## Stated goal:
Quote, verbatim, all material below, without pictures.

## Stored data:
• • • • • • •

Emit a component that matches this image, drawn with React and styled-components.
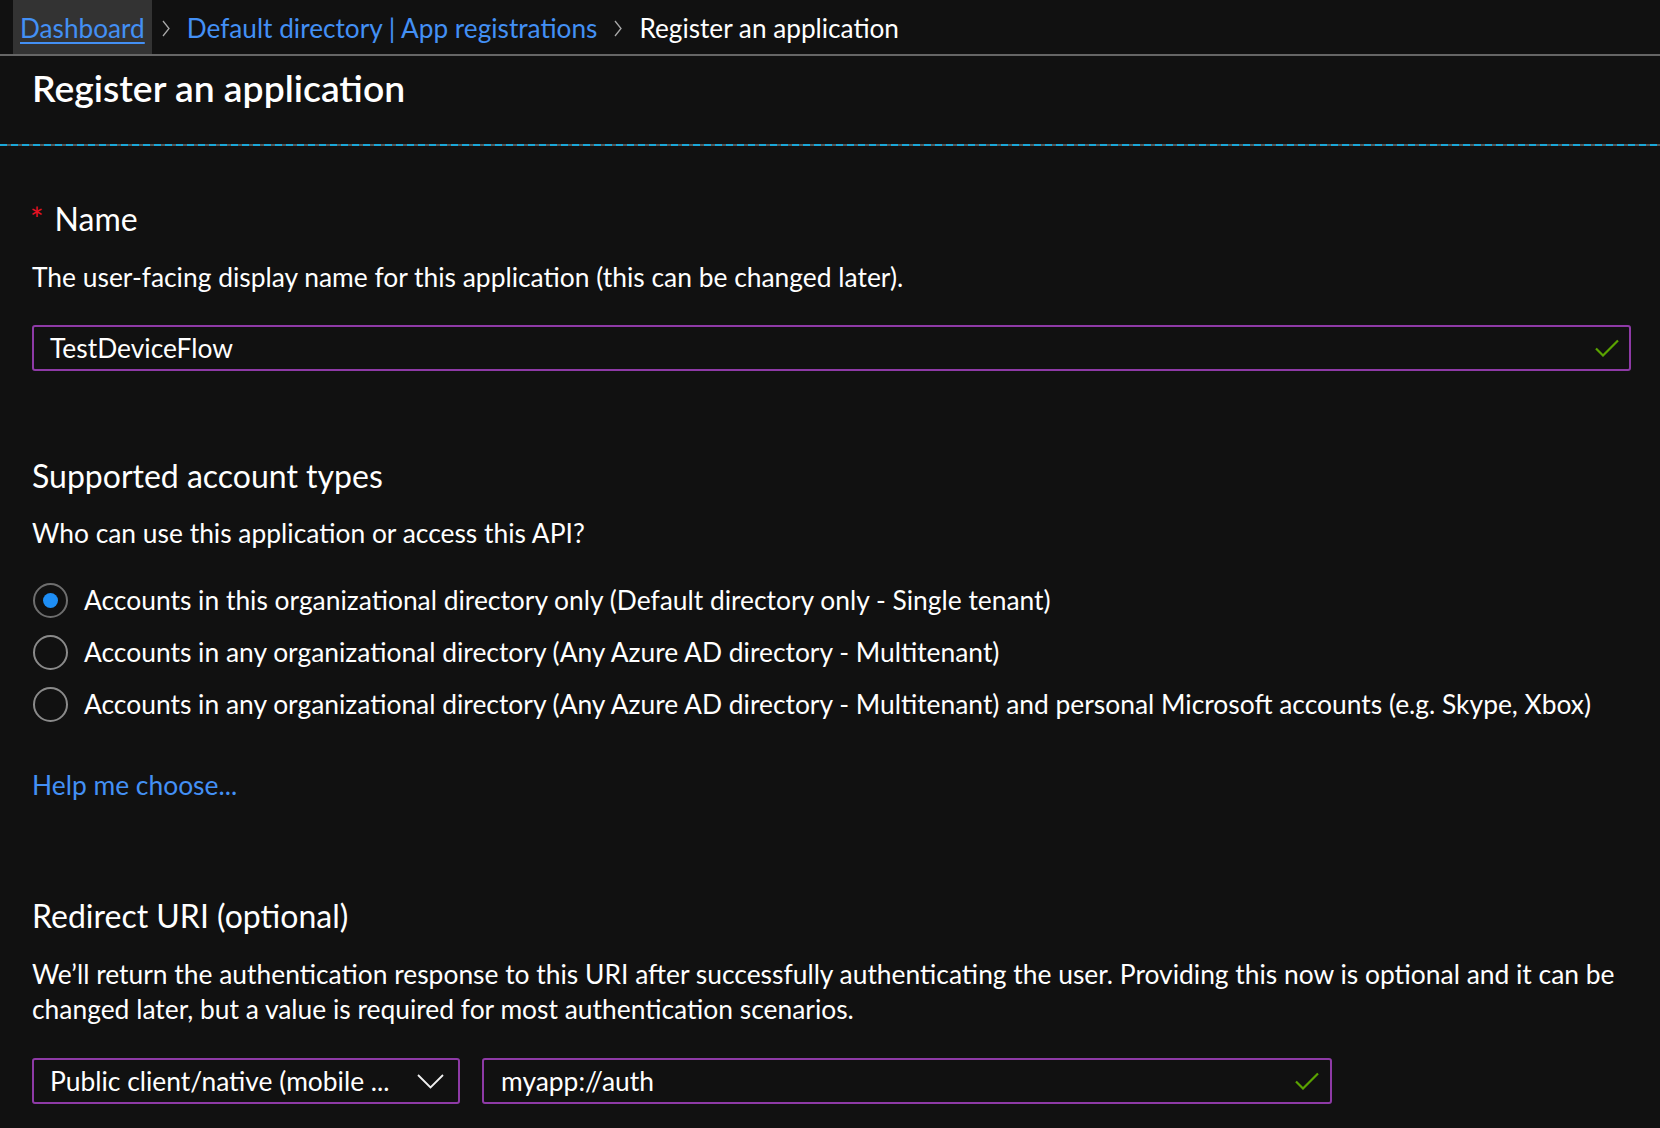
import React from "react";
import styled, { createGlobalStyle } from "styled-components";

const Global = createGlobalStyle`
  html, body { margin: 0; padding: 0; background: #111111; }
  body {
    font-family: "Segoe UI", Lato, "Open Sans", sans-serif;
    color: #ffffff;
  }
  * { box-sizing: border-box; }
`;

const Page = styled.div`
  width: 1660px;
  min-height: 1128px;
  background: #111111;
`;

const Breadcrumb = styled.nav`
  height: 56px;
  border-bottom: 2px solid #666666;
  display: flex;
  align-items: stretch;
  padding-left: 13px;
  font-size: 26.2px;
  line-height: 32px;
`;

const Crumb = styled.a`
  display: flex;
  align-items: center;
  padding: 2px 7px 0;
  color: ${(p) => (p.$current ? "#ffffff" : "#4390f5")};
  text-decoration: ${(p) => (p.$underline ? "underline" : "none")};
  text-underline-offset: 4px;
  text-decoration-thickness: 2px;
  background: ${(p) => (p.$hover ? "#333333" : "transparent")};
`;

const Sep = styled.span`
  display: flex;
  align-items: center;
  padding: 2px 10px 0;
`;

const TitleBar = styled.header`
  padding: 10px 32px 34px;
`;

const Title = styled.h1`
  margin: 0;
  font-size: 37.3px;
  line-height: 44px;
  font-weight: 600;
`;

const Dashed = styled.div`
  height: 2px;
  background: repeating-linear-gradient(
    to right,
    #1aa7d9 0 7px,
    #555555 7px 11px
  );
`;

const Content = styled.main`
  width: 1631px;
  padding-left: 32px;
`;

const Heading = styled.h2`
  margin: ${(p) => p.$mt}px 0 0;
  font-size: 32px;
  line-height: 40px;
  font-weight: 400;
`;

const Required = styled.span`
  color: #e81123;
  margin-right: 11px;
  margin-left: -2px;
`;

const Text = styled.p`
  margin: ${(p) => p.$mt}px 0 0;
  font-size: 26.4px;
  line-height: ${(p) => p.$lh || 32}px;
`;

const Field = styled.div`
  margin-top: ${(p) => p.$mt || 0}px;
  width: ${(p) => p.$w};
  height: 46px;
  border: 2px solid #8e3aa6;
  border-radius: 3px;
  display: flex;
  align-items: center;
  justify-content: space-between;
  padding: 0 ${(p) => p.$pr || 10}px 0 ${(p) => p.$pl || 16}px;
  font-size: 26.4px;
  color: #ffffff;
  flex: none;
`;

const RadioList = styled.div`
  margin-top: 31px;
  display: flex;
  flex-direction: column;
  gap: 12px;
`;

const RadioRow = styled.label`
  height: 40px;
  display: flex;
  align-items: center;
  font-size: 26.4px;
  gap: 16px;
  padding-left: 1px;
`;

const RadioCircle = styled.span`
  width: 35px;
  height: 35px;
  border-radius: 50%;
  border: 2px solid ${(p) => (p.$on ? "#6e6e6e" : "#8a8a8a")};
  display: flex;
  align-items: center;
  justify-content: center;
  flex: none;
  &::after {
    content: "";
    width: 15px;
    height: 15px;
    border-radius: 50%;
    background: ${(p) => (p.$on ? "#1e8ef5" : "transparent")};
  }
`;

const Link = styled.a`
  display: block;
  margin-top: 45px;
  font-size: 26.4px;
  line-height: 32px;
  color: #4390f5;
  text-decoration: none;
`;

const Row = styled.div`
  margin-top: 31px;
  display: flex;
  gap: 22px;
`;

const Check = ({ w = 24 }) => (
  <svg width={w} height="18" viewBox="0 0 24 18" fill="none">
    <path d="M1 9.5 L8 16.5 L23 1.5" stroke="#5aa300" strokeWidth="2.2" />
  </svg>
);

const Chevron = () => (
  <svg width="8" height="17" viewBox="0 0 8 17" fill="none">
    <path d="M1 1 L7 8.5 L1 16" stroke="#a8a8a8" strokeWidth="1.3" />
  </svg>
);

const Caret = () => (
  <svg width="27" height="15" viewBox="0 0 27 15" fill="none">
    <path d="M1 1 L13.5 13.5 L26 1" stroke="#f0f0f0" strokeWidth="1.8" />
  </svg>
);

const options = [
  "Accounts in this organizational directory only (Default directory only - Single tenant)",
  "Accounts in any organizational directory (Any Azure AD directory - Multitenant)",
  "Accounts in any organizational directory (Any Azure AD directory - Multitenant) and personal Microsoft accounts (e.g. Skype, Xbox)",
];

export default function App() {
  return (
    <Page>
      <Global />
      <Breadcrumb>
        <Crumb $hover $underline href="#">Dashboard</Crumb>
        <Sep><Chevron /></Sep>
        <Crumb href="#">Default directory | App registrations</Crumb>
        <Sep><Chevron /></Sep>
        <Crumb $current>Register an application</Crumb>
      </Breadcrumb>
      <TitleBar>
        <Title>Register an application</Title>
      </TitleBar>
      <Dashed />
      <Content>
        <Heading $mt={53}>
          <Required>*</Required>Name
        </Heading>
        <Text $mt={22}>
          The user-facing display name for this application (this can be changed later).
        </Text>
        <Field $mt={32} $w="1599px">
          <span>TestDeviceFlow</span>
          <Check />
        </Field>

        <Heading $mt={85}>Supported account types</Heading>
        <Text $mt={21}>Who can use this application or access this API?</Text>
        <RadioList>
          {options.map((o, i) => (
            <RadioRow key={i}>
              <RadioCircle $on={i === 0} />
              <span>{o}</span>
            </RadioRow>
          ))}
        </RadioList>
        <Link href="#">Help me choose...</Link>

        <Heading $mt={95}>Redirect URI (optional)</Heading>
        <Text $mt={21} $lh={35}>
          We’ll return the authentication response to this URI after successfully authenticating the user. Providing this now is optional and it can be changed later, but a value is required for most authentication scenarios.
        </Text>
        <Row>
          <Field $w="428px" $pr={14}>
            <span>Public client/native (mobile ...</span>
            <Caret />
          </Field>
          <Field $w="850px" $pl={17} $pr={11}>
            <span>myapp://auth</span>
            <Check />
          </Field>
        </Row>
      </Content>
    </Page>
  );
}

• • • • • • •

## Solution for this exercise:
Emit a component that matches this image, drawn with React and styled-components.
import React from "react";
import styled, { createGlobalStyle } from "styled-components";

const Global = createGlobalStyle`
  html, body { margin: 0; padding: 0; background: #111111; }
  body {
    font-family: "Segoe UI", Lato, "Open Sans", sans-serif;
    color: #ffffff;
  }
  * { box-sizing: border-box; }
`;

const Page = styled.div`
  width: 1660px;
  min-height: 1128px;
  background: #111111;
`;

const Breadcrumb = styled.nav`
  height: 56px;
  border-bottom: 2px solid #666666;
  display: flex;
  align-items: stretch;
  padding-left: 13px;
  font-size: 26.2px;
  line-height: 32px;
`;

const Crumb = styled.a`
  display: flex;
  align-items: center;
  padding: 2px 7px 0;
  color: ${(p) => (p.$current ? "#ffffff" : "#4390f5")};
  text-decoration: ${(p) => (p.$underline ? "underline" : "none")};
  text-underline-offset: 4px;
  text-decoration-thickness: 2px;
  background: ${(p) => (p.$hover ? "#333333" : "transparent")};
`;

const Sep = styled.span`
  display: flex;
  align-items: center;
  padding: 2px 10px 0;
`;

const TitleBar = styled.header`
  padding: 10px 32px 34px;
`;

const Title = styled.h1`
  margin: 0;
  font-size: 37.3px;
  line-height: 44px;
  font-weight: 600;
`;

const Dashed = styled.div`
  height: 2px;
  background: repeating-linear-gradient(
    to right,
    #1aa7d9 0 7px,
    #555555 7px 11px
  );
`;

const Content = styled.main`
  width: 1631px;
  padding-left: 32px;
`;

const Heading = styled.h2`
  margin: ${(p) => p.$mt}px 0 0;
  font-size: 32px;
  line-height: 40px;
  font-weight: 400;
`;

const Required = styled.span`
  color: #e81123;
  margin-right: 11px;
  margin-left: -2px;
`;

const Text = styled.p`
  margin: ${(p) => p.$mt}px 0 0;
  font-size: 26.4px;
  line-height: ${(p) => p.$lh || 32}px;
`;

const Field = styled.div`
  margin-top: ${(p) => p.$mt || 0}px;
  width: ${(p) => p.$w};
  height: 46px;
  border: 2px solid #8e3aa6;
  border-radius: 3px;
  display: flex;
  align-items: center;
  justify-content: space-between;
  padding: 0 ${(p) => p.$pr || 10}px 0 ${(p) => p.$pl || 16}px;
  font-size: 26.4px;
  color: #ffffff;
  flex: none;
`;

const RadioList = styled.div`
  margin-top: 31px;
  display: flex;
  flex-direction: column;
  gap: 12px;
`;

const RadioRow = styled.label`
  height: 40px;
  display: flex;
  align-items: center;
  font-size: 26.4px;
  gap: 16px;
  padding-left: 1px;
`;

const RadioCircle = styled.span`
  width: 35px;
  height: 35px;
  border-radius: 50%;
  border: 2px solid ${(p) => (p.$on ? "#6e6e6e" : "#8a8a8a")};
  display: flex;
  align-items: center;
  justify-content: center;
  flex: none;
  &::after {
    content: "";
    width: 15px;
    height: 15px;
    border-radius: 50%;
    background: ${(p) => (p.$on ? "#1e8ef5" : "transparent")};
  }
`;

const Link = styled.a`
  display: block;
  margin-top: 45px;
  font-size: 26.4px;
  line-height: 32px;
  color: #4390f5;
  text-decoration: none;
`;

const Row = styled.div`
  margin-top: 31px;
  display: flex;
  gap: 22px;
`;

const Check = ({ w = 24 }) => (
  <svg width={w} height="18" viewBox="0 0 24 18" fill="none">
    <path d="M1 9.5 L8 16.5 L23 1.5" stroke="#5aa300" strokeWidth="2.2" />
  </svg>
);

const Chevron = () => (
  <svg width="8" height="17" viewBox="0 0 8 17" fill="none">
    <path d="M1 1 L7 8.5 L1 16" stroke="#a8a8a8" strokeWidth="1.3" />
  </svg>
);

const Caret = () => (
  <svg width="27" height="15" viewBox="0 0 27 15" fill="none">
    <path d="M1 1 L13.5 13.5 L26 1" stroke="#f0f0f0" strokeWidth="1.8" />
  </svg>
);

const options = [
  "Accounts in this organizational directory only (Default directory only - Single tenant)",
  "Accounts in any organizational directory (Any Azure AD directory - Multitenant)",
  "Accounts in any organizational directory (Any Azure AD directory - Multitenant) and personal Microsoft accounts (e.g. Skype, Xbox)",
];

export default function App() {
  return (
    <Page>
      <Global />
      <Breadcrumb>
        <Crumb $hover $underline href="#">Dashboard</Crumb>
        <Sep><Chevron /></Sep>
        <Crumb href="#">Default directory | App registrations</Crumb>
        <Sep><Chevron /></Sep>
        <Crumb $current>Register an application</Crumb>
      </Breadcrumb>
      <TitleBar>
        <Title>Register an application</Title>
      </TitleBar>
      <Dashed />
      <Content>
        <Heading $mt={53}>
          <Required>*</Required>Name
        </Heading>
        <Text $mt={22}>
          The user-facing display name for this application (this can be changed later).
        </Text>
        <Field $mt={32} $w="1599px">
          <span>TestDeviceFlow</span>
          <Check />
        </Field>

        <Heading $mt={85}>Supported account types</Heading>
        <Text $mt={21}>Who can use this application or access this API?</Text>
        <RadioList>
          {options.map((o, i) => (
            <RadioRow key={i}>
              <RadioCircle $on={i === 0} />
              <span>{o}</span>
            </RadioRow>
          ))}
        </RadioList>
        <Link href="#">Help me choose...</Link>

        <Heading $mt={95}>Redirect URI (optional)</Heading>
        <Text $mt={21} $lh={35}>
          We’ll return the authentication response to this URI after successfully authenticating the user. Providing this now is optional and it can be changed later, but a value is required for most authentication scenarios.
        </Text>
        <Row>
          <Field $w="428px" $pr={14}>
            <span>Public client/native (mobile ...</span>
            <Caret />
          </Field>
          <Field $w="850px" $pl={17} $pr={11}>
            <span>myapp://auth</span>
            <Check />
          </Field>
        </Row>
      </Content>
    </Page>
  );
}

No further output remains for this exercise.